___ Data block ___

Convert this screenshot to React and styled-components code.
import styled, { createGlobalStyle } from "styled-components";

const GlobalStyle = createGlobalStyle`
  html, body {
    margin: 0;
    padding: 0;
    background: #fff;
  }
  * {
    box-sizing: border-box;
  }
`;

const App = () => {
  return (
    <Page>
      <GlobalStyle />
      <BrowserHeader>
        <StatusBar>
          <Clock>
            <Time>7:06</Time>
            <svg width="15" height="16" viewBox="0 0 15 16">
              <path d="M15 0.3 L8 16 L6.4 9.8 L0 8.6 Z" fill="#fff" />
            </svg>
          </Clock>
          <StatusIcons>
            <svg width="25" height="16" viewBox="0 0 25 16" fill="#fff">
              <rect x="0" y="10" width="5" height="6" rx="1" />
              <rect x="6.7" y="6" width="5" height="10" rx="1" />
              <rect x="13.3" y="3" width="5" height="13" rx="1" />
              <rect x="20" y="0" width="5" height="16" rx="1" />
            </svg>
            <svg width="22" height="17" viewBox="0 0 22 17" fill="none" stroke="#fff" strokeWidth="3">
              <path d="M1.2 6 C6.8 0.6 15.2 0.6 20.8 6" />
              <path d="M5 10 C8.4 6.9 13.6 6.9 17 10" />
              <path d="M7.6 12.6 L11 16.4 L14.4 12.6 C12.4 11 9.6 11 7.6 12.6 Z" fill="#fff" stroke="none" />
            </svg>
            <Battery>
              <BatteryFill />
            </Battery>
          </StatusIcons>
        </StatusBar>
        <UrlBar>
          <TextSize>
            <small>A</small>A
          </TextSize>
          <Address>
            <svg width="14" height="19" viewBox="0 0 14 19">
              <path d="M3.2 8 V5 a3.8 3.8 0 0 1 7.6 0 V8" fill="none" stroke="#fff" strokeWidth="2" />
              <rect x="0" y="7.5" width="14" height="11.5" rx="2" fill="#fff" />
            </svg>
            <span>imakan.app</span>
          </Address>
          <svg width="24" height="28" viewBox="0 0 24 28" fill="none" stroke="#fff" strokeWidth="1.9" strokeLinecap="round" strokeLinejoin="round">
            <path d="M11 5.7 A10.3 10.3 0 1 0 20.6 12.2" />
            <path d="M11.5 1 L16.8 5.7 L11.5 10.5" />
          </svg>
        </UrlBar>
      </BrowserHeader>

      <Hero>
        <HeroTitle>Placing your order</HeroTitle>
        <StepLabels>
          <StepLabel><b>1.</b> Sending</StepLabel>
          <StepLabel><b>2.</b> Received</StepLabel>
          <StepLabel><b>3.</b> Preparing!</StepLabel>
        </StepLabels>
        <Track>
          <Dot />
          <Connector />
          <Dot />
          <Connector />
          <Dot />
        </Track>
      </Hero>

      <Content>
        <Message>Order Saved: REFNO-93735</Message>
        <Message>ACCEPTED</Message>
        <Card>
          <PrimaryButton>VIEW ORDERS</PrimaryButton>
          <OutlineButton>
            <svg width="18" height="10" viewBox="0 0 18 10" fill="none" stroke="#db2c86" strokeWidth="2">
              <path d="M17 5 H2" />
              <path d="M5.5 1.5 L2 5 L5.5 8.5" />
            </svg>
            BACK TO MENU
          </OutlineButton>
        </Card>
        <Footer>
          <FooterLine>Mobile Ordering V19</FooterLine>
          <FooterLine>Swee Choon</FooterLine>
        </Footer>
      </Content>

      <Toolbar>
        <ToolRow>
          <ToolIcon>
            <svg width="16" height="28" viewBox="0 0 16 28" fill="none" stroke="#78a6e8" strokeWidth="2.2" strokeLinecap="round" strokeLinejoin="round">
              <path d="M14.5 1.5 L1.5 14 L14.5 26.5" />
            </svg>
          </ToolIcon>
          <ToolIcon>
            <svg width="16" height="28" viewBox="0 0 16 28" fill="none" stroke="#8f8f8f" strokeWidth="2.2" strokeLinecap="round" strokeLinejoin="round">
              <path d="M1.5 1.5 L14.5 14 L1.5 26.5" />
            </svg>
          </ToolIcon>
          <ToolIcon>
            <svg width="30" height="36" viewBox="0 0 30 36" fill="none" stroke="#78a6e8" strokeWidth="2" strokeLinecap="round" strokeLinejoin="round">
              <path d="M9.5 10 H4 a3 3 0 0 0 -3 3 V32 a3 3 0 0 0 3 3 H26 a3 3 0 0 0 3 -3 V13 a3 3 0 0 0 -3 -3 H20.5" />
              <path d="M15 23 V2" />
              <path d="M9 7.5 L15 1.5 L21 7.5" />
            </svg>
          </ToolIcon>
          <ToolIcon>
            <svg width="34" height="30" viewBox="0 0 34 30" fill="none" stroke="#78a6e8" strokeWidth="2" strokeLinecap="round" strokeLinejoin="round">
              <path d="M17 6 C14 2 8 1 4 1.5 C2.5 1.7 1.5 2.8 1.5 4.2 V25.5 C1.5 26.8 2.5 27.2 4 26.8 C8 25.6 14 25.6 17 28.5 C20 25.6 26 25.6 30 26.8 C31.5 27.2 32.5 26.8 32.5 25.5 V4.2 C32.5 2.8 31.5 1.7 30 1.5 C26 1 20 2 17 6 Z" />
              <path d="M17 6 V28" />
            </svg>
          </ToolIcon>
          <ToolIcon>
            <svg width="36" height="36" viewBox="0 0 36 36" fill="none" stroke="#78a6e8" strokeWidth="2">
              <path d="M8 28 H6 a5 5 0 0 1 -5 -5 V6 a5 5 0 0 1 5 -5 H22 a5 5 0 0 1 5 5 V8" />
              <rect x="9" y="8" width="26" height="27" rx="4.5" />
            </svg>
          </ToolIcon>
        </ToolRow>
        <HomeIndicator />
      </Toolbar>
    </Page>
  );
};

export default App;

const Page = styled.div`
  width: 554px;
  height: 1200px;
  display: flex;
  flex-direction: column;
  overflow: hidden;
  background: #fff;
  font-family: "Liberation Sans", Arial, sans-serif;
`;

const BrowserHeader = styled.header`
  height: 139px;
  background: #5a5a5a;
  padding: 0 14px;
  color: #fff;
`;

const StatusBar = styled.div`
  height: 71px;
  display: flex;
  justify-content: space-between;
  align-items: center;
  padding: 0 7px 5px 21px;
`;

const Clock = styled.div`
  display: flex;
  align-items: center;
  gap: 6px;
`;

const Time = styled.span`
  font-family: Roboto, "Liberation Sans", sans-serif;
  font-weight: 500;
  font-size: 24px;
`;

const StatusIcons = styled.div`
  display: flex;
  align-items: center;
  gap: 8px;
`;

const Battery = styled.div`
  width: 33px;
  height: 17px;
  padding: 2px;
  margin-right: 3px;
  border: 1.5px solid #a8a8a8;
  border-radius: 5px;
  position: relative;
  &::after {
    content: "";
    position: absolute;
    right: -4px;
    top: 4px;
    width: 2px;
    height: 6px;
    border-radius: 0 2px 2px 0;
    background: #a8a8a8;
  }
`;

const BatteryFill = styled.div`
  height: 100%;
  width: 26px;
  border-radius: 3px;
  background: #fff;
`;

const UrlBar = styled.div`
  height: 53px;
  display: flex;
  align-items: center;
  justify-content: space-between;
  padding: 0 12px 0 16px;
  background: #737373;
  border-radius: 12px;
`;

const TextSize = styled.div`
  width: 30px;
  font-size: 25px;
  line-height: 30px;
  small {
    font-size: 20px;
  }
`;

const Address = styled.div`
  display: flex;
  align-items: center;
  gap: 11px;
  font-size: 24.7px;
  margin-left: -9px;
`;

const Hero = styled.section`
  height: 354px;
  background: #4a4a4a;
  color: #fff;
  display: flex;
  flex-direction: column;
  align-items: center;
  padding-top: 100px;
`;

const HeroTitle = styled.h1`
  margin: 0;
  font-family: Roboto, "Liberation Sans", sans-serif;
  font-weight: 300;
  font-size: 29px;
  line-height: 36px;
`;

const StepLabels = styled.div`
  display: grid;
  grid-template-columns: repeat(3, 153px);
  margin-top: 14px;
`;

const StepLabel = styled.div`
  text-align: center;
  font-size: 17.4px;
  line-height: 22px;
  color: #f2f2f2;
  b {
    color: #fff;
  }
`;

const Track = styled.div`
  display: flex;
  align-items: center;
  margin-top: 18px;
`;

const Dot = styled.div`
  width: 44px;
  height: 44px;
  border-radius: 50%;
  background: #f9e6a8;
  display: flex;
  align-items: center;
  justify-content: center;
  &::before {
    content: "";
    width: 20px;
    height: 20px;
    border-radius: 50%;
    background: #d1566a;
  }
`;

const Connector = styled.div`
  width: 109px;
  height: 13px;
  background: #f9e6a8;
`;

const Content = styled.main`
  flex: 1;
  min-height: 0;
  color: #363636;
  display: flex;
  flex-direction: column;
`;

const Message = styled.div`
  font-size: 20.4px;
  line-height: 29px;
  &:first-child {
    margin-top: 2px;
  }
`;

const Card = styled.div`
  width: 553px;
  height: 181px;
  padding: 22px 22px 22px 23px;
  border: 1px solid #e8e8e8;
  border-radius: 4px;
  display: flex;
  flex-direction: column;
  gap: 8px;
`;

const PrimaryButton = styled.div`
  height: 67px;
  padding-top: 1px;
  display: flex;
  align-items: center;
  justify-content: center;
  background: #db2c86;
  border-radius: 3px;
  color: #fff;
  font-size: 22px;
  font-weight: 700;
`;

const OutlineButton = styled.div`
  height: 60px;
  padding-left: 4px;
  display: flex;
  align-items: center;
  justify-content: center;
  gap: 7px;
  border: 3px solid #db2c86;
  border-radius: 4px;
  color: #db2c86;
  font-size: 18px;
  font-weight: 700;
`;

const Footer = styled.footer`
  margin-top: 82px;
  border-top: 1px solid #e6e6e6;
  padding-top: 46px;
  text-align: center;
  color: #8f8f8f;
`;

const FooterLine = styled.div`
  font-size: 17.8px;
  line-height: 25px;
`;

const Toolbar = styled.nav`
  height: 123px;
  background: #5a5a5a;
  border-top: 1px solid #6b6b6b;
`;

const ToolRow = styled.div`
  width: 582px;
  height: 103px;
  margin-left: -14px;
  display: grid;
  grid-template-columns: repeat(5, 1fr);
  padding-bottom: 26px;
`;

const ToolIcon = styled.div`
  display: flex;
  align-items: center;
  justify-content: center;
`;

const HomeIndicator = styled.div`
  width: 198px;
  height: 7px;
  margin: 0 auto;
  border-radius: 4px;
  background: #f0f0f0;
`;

___

Work required:
Pick out all lines from the data above in which the word "components" appears.

Task solution:
Convert this screenshot to React and styled-components code.
import styled, { createGlobalStyle } from "styled-components";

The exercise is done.